* Request *
Give the data below again exactly as it stands. Omit the pictures.
═══
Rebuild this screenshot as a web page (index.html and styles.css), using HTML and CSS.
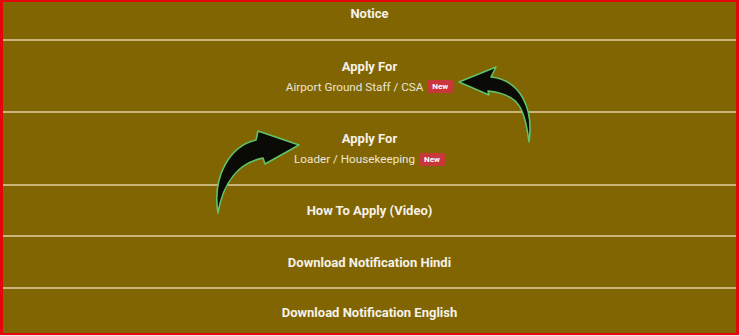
FILE: index.html
```html
<!DOCTYPE html>
<html lang="en">
<head>
  <meta charset="UTF-8">
  <meta name="viewport" content="width=device-width, initial-scale=1.0">
  <title>Important Links</title>
  <link rel="stylesheet" href="styles.css">
</head>
<body>

  <div class="links">
    <div class="row row-top"><span class="title">Notice</span></div>
    <div class="row row-tall">
      <span class="title">Apply For</span>
      <span class="sub">Airport Ground Staff / CSA <span class="badge">New</span></span>
    </div>
    <div class="row row-tall row-tall2">
      <span class="title">Apply For</span>
      <span class="sub">Loader / Housekeeping <span class="badge">New</span></span>
    </div>
    <div class="row"><span class="title">How To Apply (Video)</span></div>
    <div class="row row-wide"><span class="title">Download Notification Hindi</span></div>
    <div class="row row-last"><span class="title">Download Notification English</span></div>

    <svg class="arrows" width="740" height="336" viewBox="0 0 740 336">
      <!-- curved arrow pointing at Airport Ground Staff -->
      <path class="arrow" d="M459 82 L496 67 L491 77 C520 80 534 108 529 142 C525 110 520 94 488 91 L489 95 Z"/>
      <!-- curved arrow pointing at Loader -->
      <path class="arrow" d="M299 145 L258 131 L256 140 C230 146 212 176 218 213 C223 183 238 163 263 158 L265 164 Z"/>
    </svg>
  </div>

</body>
</html>
```

FILE: styles.css
```css
body {
  margin: 0;
  background: #f7e4e4;
  font-family: Roboto, "Liberation Sans", Arial, sans-serif;
}
.links {
  position: relative;
  width: 739px;
  height: 335px;
  box-sizing: border-box;
  border: 2px solid #e5050c;
  border-left-width: 3px;
  border-right-width: 3px;
  background: #806502;
  overflow: hidden;
}
.row {
  display: flex;
  flex-direction: column;
  align-items: center;
  justify-content: center;
  box-sizing: border-box;
  height: 51px;
  border-bottom: 2px solid #cbb47a;
}
.row-top {
  height: 39px;
  justify-content: flex-start;
  padding-top: 4px;
}
.row-tall {
  height: 72px;
  gap: 6px;
}
.row-tall2 {
  height: 73px;
}
.row-wide {
  height: 52px;
}
.row-last {
  height: 46px;
  border-bottom: none;
}
.title {
  color: #f6f1e6;
  font-size: 13px;
  font-weight: bold;
}
.sub {
  color: #ece5d6;
  font-size: 11.7px;
  display: flex;
  align-items: center;
  gap: 4px;
}
.badge {
  background: #c9373a;
  color: #fff;
  font-size: 8px;
  font-weight: bold;
  padding: 2px 5px;
  border-radius: 2px;
}
.arrows {
  position: absolute;
  left: -3px;
  top: -2px;
  pointer-events: none;
}
.arrow {
  fill: #0a0a06;
  stroke: #5fc46a;
  stroke-width: 1.6;
  stroke-linejoin: round;
}
```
═══
* Written response *
Rebuild this screenshot as a web page (index.html and styles.css), using HTML and CSS.
FILE: index.html
```html
<!DOCTYPE html>
<html lang="en">
<head>
  <meta charset="UTF-8">
  <meta name="viewport" content="width=device-width, initial-scale=1.0">
  <title>Important Links</title>
  <link rel="stylesheet" href="styles.css">
</head>
<body>

  <div class="links">
    <div class="row row-top"><span class="title">Notice</span></div>
    <div class="row row-tall">
      <span class="title">Apply For</span>
      <span class="sub">Airport Ground Staff / CSA <span class="badge">New</span></span>
    </div>
    <div class="row row-tall row-tall2">
      <span class="title">Apply For</span>
      <span class="sub">Loader / Housekeeping <span class="badge">New</span></span>
    </div>
    <div class="row"><span class="title">How To Apply (Video)</span></div>
    <div class="row row-wide"><span class="title">Download Notification Hindi</span></div>
    <div class="row row-last"><span class="title">Download Notification English</span></div>

    <svg class="arrows" width="740" height="336" viewBox="0 0 740 336">
      <!-- curved arrow pointing at Airport Ground Staff -->
      <path class="arrow" d="M459 82 L496 67 L491 77 C520 80 534 108 529 142 C525 110 520 94 488 91 L489 95 Z"/>
      <!-- curved arrow pointing at Loader -->
      <path class="arrow" d="M299 145 L258 131 L256 140 C230 146 212 176 218 213 C223 183 238 163 263 158 L265 164 Z"/>
    </svg>
  </div>

</body>
</html>
```

FILE: styles.css
```css
body {
  margin: 0;
  background: #f7e4e4;
  font-family: Roboto, "Liberation Sans", Arial, sans-serif;
}
.links {
  position: relative;
  width: 739px;
  height: 335px;
  box-sizing: border-box;
  border: 2px solid #e5050c;
  border-left-width: 3px;
  border-right-width: 3px;
  background: #806502;
  overflow: hidden;
}
.row {
  display: flex;
  flex-direction: column;
  align-items: center;
  justify-content: center;
  box-sizing: border-box;
  height: 51px;
  border-bottom: 2px solid #cbb47a;
}
.row-top {
  height: 39px;
  justify-content: flex-start;
  padding-top: 4px;
}
.row-tall {
  height: 72px;
  gap: 6px;
}
.row-tall2 {
  height: 73px;
}
.row-wide {
  height: 52px;
}
.row-last {
  height: 46px;
  border-bottom: none;
}
.title {
  color: #f6f1e6;
  font-size: 13px;
  font-weight: bold;
}
.sub {
  color: #ece5d6;
  font-size: 11.7px;
  display: flex;
  align-items: center;
  gap: 4px;
}
.badge {
  background: #c9373a;
  color: #fff;
  font-size: 8px;
  font-weight: bold;
  padding: 2px 5px;
  border-radius: 2px;
}
.arrows {
  position: absolute;
  left: -3px;
  top: -2px;
  pointer-events: none;
}
.arrow {
  fill: #0a0a06;
  stroke: #5fc46a;
  stroke-width: 1.6;
  stroke-linejoin: round;
}
```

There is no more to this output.